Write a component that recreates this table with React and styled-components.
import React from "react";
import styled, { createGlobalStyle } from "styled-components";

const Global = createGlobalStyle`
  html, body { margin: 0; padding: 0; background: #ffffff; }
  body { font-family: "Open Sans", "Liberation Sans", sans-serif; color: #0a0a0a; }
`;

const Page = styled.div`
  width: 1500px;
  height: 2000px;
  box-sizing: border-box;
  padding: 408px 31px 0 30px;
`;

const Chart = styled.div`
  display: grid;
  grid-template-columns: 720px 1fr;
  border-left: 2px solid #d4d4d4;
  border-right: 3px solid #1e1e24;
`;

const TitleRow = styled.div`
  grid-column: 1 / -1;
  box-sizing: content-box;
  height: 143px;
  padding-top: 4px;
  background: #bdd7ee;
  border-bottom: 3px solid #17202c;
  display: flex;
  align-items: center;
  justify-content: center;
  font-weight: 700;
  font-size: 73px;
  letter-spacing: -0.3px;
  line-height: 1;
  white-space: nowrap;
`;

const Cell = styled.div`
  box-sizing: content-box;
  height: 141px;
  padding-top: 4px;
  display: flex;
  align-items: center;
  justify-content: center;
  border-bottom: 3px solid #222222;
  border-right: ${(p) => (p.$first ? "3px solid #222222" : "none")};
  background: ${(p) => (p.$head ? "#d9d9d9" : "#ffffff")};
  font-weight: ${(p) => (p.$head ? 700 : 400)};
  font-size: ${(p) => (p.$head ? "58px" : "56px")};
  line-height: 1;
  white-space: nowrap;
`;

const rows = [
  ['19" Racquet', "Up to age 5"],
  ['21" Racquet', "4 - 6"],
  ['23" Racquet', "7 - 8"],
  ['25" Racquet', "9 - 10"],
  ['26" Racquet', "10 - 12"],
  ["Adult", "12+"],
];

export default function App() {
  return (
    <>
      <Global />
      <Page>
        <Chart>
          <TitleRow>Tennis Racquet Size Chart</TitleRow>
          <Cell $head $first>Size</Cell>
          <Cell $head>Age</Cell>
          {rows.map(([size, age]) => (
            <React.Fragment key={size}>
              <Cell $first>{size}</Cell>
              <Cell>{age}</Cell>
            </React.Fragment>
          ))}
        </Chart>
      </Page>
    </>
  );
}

• • • • • • •

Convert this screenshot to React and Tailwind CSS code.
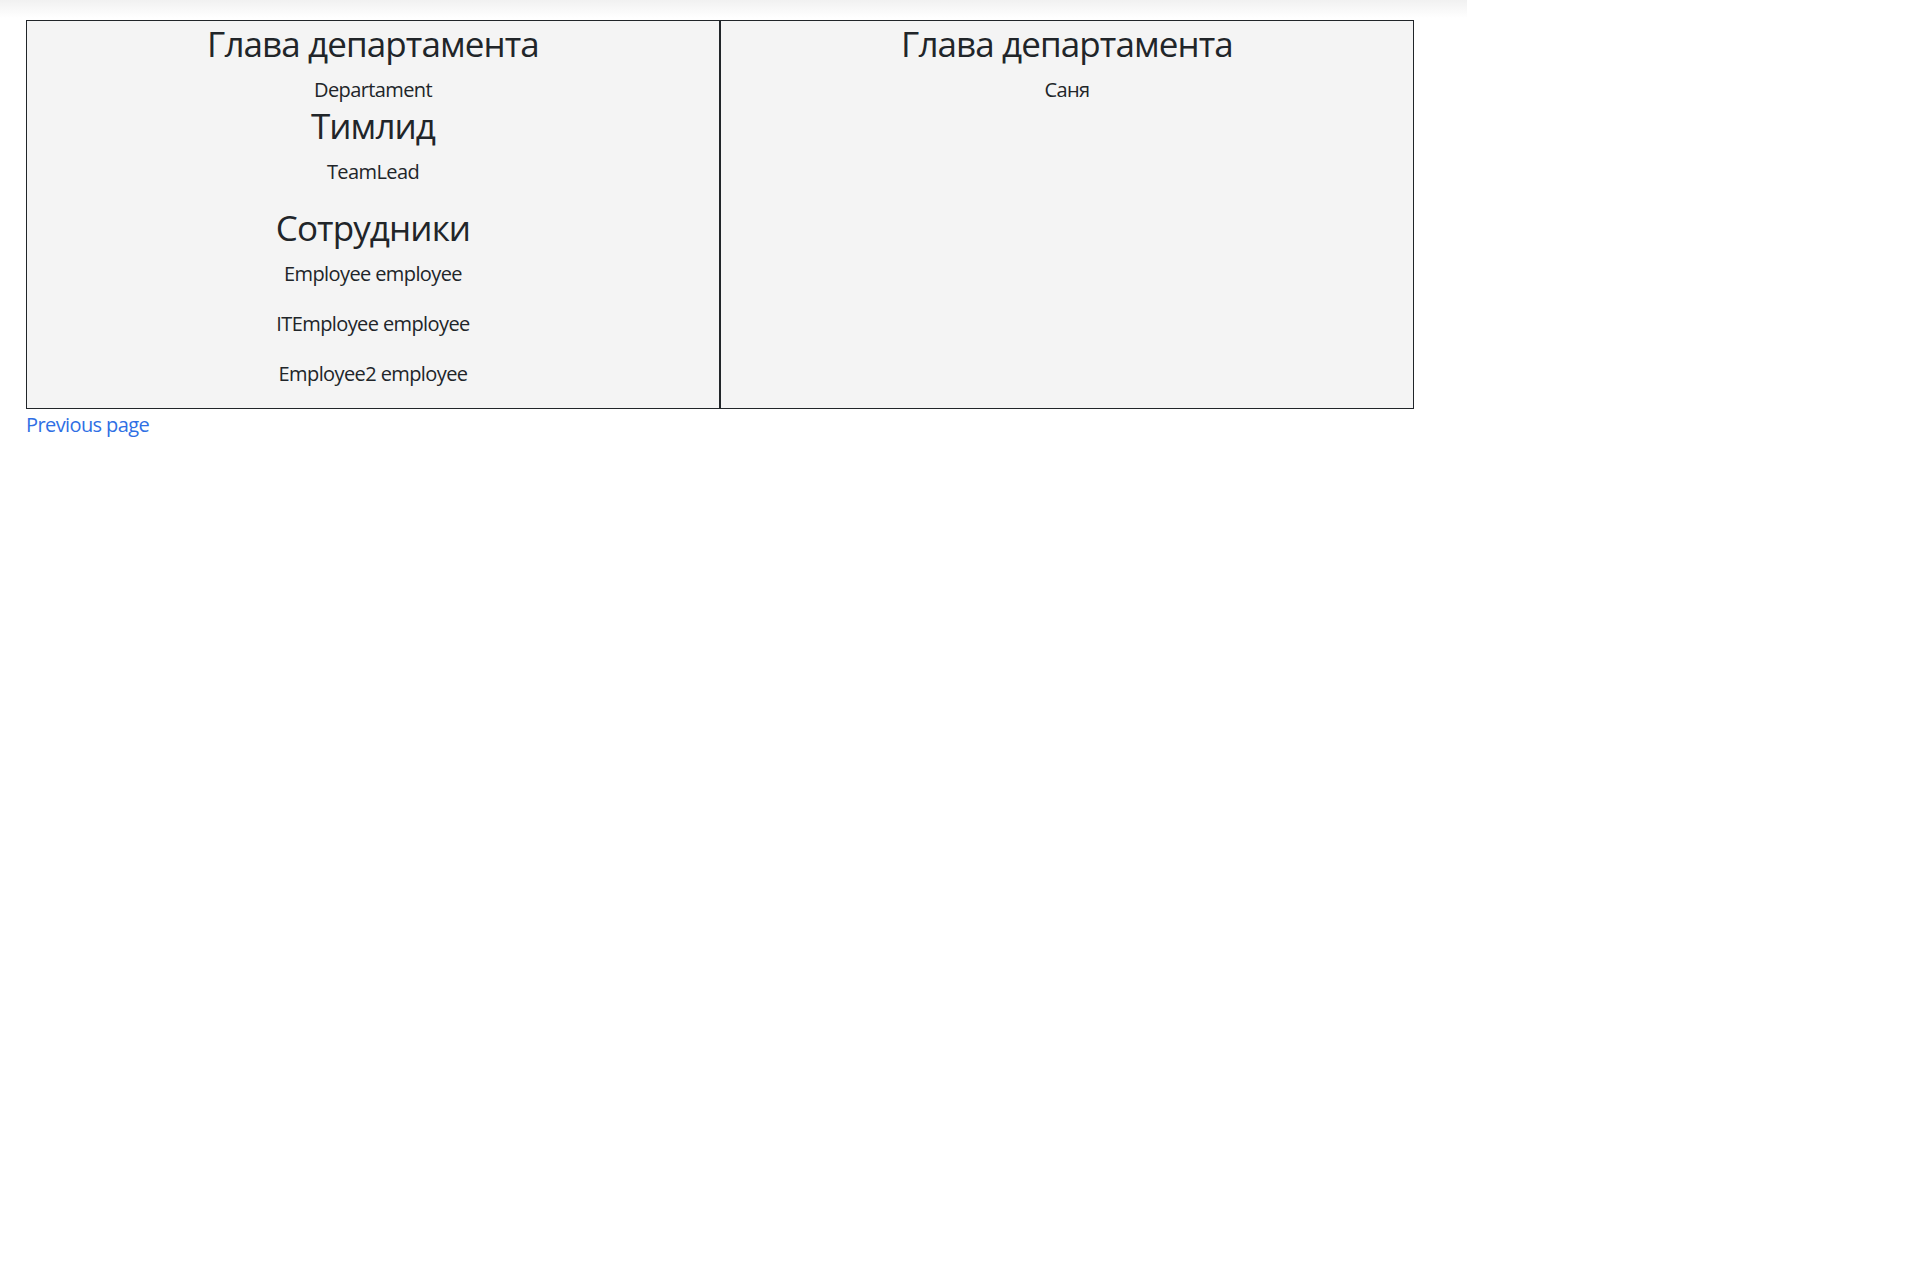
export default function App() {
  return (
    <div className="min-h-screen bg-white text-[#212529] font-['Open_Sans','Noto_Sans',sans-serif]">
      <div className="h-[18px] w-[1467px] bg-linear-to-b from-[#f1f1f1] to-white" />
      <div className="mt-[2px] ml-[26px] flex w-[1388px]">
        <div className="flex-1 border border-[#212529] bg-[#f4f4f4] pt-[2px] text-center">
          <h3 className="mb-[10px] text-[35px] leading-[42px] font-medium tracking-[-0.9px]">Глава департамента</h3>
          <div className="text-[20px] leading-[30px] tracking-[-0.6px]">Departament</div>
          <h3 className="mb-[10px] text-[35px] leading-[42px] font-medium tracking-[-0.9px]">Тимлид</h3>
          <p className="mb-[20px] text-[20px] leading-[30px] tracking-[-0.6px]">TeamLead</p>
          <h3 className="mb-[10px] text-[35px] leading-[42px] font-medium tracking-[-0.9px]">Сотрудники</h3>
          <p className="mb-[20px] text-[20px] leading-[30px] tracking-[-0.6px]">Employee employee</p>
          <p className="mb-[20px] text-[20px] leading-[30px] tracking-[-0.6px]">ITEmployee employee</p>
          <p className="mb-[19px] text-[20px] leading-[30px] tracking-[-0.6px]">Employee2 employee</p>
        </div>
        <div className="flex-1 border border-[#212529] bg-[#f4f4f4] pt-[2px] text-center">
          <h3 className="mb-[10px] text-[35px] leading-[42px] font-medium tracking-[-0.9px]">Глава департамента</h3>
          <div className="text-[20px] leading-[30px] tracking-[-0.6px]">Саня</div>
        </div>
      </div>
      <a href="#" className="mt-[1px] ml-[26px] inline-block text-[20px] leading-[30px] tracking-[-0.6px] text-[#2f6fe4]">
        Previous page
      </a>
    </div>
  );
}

• • • • • • •

* **Task objective**
In the records above, locate each line with the word "styled". Copy all such lines.

* **Task response**
Write a component that recreates this table with React and styled-components.
import styled, { createGlobalStyle } from "styled-components";
const Page = styled.div`
const Chart = styled.div`
const TitleRow = styled.div`
const Cell = styled.div`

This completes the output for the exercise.